Характер армии. Маленькая Швейцария, благодаря призыву народных масс, на полях сражений с могущественными государями, от Моргартена до Нанси, всегда имела значительное, часто двойное превосходство в силах.

В противность средневековым армиям, дисциплинированная и знающая цену послушания швейцарская армия была удобоуправляемой. Во главе ставился один из опытнейших рыцарей. Переходя от успеха к успеху, швейцарцы, с неизжитой природной воинственностью, научились быть храбрыми. Добыча, иногда, по современной расценке, по 15 тысяч рублей на солдата, сделала военную службу заманчивой и для крестьян; часто, когда объявлялся призыв, являлось больше добровольцев, чем требовалось.

На швейцарской армии остался отпечаток разбойничье-насильственного характера горцев лесных кантонов. У неявившихся по призыву швейцарцев разрушались до основания дом и все хозяйство. Конфискация всего имущества плюс смертная казнь — за неустойку в бою; сосед был обязан заколоть солдата, который пытался бы оставить ряды в бою; сосед был обязан заколоть товарища, который пощадил бы неприятеля и взял его в плен, вместо того, чтобы убить на месте.

Тогда как рыцарские армии были заражены известным интернационализмом и охотно щадили пленных, швейцарцы убивали все гарнизоны взятых городов и не щадили населения. Страх должен был предшествовать швейцарской армии. Только после внутренней гражданской войны, когда сами швейцарцы пришли в некоторое смущение перед своими принципами, они приняли в Цюрихе, в 1490 году решение — щадить церкви и женщин[102].

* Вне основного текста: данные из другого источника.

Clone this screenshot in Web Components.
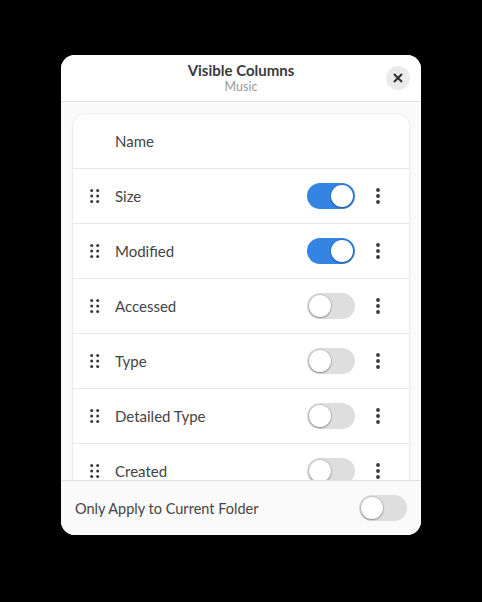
<!DOCTYPE html>
<html>
<head>
<meta charset="utf-8">
<title>Visible Columns</title>
<style>
html, body { margin: 0; height: 100%; background: #000; }
body { font-family: Lato, "Noto Sans", sans-serif; color: #3a3a3c; }
</style>
</head>
<body>
<columns-dialog title-text="Visible Columns" subtitle="Music">
  <column-row name="Name" fixed></column-row>
  <column-row name="Size" on></column-row>
  <column-row name="Modified" on></column-row>
  <column-row name="Accessed"></column-row>
  <column-row name="Type"></column-row>
  <column-row name="Detailed Type"></column-row>
  <column-row name="Created"></column-row>
</columns-dialog>
<script>
class ToggleSwitch extends HTMLElement {
    constructor() {
        super();
        this.attachShadow({ mode: 'open' });
    }

    connectedCallback() {
        this.shadowRoot.innerHTML = `
      <style>
        :host {
          display: flex;
          box-sizing: border-box;
          width: 48px;
          height: 26px;
          padding: 2px;
          border-radius: 13px;
          background: #dedede;
          flex: none;
        }
        :host([on]) {
          background: #3584e4;
          justify-content: flex-end;
        }
        .knob {
          width: 22px;
          height: 22px;
          border-radius: 50%;
          background: #fff;
          box-shadow: 0 0 0 1px rgba(0,0,0,0.1), 0 1px 2px rgba(0,0,0,0.3);
        }
      </style>
      <div class="knob"></div>
    `;
    }
}

class ColumnRow extends HTMLElement {
    constructor() {
        super();
        this.attachShadow({ mode: 'open' });
    }

    connectedCallback() {
        const fixed = this.hasAttribute('fixed');
        const on = this.hasAttribute('on');
        const grip = [[2.7, 2.5], [8.7, 2.5], [2.7, 8], [8.7, 8], [2.7, 13.5], [8.7, 13.5]]
            .map(p => `<circle cx="${p[0]}" cy="${p[1]}" r="1.5"/>`).join('');
        this.shadowRoot.innerHTML = `
      <style>
        :host {
          display: flex;
          align-items: center;
          box-sizing: border-box;
          height: 55px;
          padding: 0 29px 0 16px;
          border-bottom: 1px solid #e8e8e8;
          font-size: 15px;
          color: #444446;
        }
        .grip {
          width: 11px;
          height: 16px;
          margin-right: 15px;
          fill: #38383a;
          flex: none;
        }
        .grip-space { width: 26px; flex: none; }
        .name { flex: 1; }
        .more {
          width: 4px;
          height: 16px;
          margin-left: 21px;
          fill: #38383a;
          flex: none;
        }
      </style>
      ${fixed ? '<div class="grip-space"></div>'
              : `<svg class="grip" viewBox="0 0 11 16">${grip}</svg>`}
      <span class="name">${this.getAttribute('name')}</span>
      ${fixed ? '' : `
        <toggle-switch ${on ? 'on' : ''}></toggle-switch>
        <svg class="more" viewBox="0 0 4 16"><circle cx="2" cy="2" r="1.9"/><circle cx="2" cy="8" r="1.9"/><circle cx="2" cy="14" r="1.9"/></svg>
      `}
    `;
    }
}

class ColumnsDialog extends HTMLElement {
    constructor() {
        super();
        this.attachShadow({ mode: 'open' });
    }

    connectedCallback() {
        this.shadowRoot.innerHTML = `
      <style>
        :host {
          display: flex;
          flex-direction: column;
          box-sizing: border-box;
          width: 360px;
          height: 480px;
          margin: 0 auto;
          position: relative;
          top: 55px;
          border-radius: 14px;
          overflow: hidden;
          background: #fafafa;
        }
        header {
          display: flex;
          align-items: center;
          flex: none;
          height: 47px;
          box-sizing: border-box;
          padding: 0 11px 1px 35px;
          background: #fff;
          border-bottom: 1px solid #e2e2e2;
        }
        .titles {
          flex: 1;
          text-align: center;
        }
        .title {
          font-size: 15px;
          font-weight: 700;
          color: #3a3a3c;
          line-height: 17px;
        }
        .subtitle {
          font-size: 12.5px;
          color: #9a9a9c;
          line-height: 14px;
          margin-top: 1px;
        }
        .close {
          width: 24px;
          height: 24px;
          margin-top: 1px;
          border-radius: 50%;
          background: #ebebeb;
          display: flex;
          align-items: center;
          justify-content: center;
          flex: none;
        }
        .close svg {
          width: 10px;
          height: 10px;
          stroke: #2e2e30;
          stroke-width: 2;
          fill: none;
        }
        .content {
          flex: 1;
          min-height: 0;
          overflow: hidden;
          padding: 12px 12px 0;
        }
        .card {
          background: #fff;
          border-radius: 12px;
          box-shadow: 0 0 0 1px rgba(0,0,0,0.03), 0 1px 3px rgba(0,0,0,0.08);
        }
        footer {
          display: flex;
          align-items: center;
          flex: none;
          height: 55px;
          box-sizing: border-box;
          padding: 0 14px;
          background: #fafafa;
          border-top: 1px solid #e2e2e2;
          font-size: 14.5px;
          color: #444446;
        }
        footer span { flex: 1; }
      </style>
      <header>
        <div class="titles">
          <div class="title">${this.getAttribute('title-text')}</div>
          <div class="subtitle">${this.getAttribute('subtitle')}</div>
        </div>
        <div class="close">
          <svg viewBox="0 0 10 10"><path d="M1 1L9 9M9 1L1 9"/></svg>
        </div>
      </header>
      <div class="content">
        <div class="card"><slot></slot></div>
      </div>
      <footer>
        <span>Only Apply to Current Folder</span>
        <toggle-switch></toggle-switch>
      </footer>
    `;
    }
}

customElements.define('toggle-switch', ToggleSwitch);
customElements.define('column-row', ColumnRow);
customElements.define('columns-dialog', ColumnsDialog);
</script>
</body>
</html>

Вначале, когда призванному швейцарцу приходилось воевать не далее двух-трех переходов от родной деревни, и весь поход продолжался не свыше недели, каждый призванный приносил с собой продовольствие и являлся со своим оружием. Кантон не нес никаких расходов. Но затем, когда походы стали дальними и более продолжительными, отпала необходимость мобилизовать для них все мужское население. Союзное соглашение устанавливало, сколько бойцов должен был выставить каждый кантон. Если поход обещал богатую добычу, являлось много добровольцев. Не шедшие в поход помогали отправляющимся снарядиться и собрать необходимые припасы. В городе Берне имелось 17 коллективов — обществ, имевших целью помогать своим членам исправно снарядиться в поход; каждый из граждан Берна был приписан к одному из этих коллективов, и если сам не мобилизовался, то нес расходы по снаряжению идущих членов. Исправное оружие должны были иметь все граждане кантона — власти делали поверочные смотры. Обучения не было, но граждан, являвшихся на осмотр с вооружением стрелка — лук, арбалет или огнестрельное оружие — испытывали, умеют ли они владеть своим оружием.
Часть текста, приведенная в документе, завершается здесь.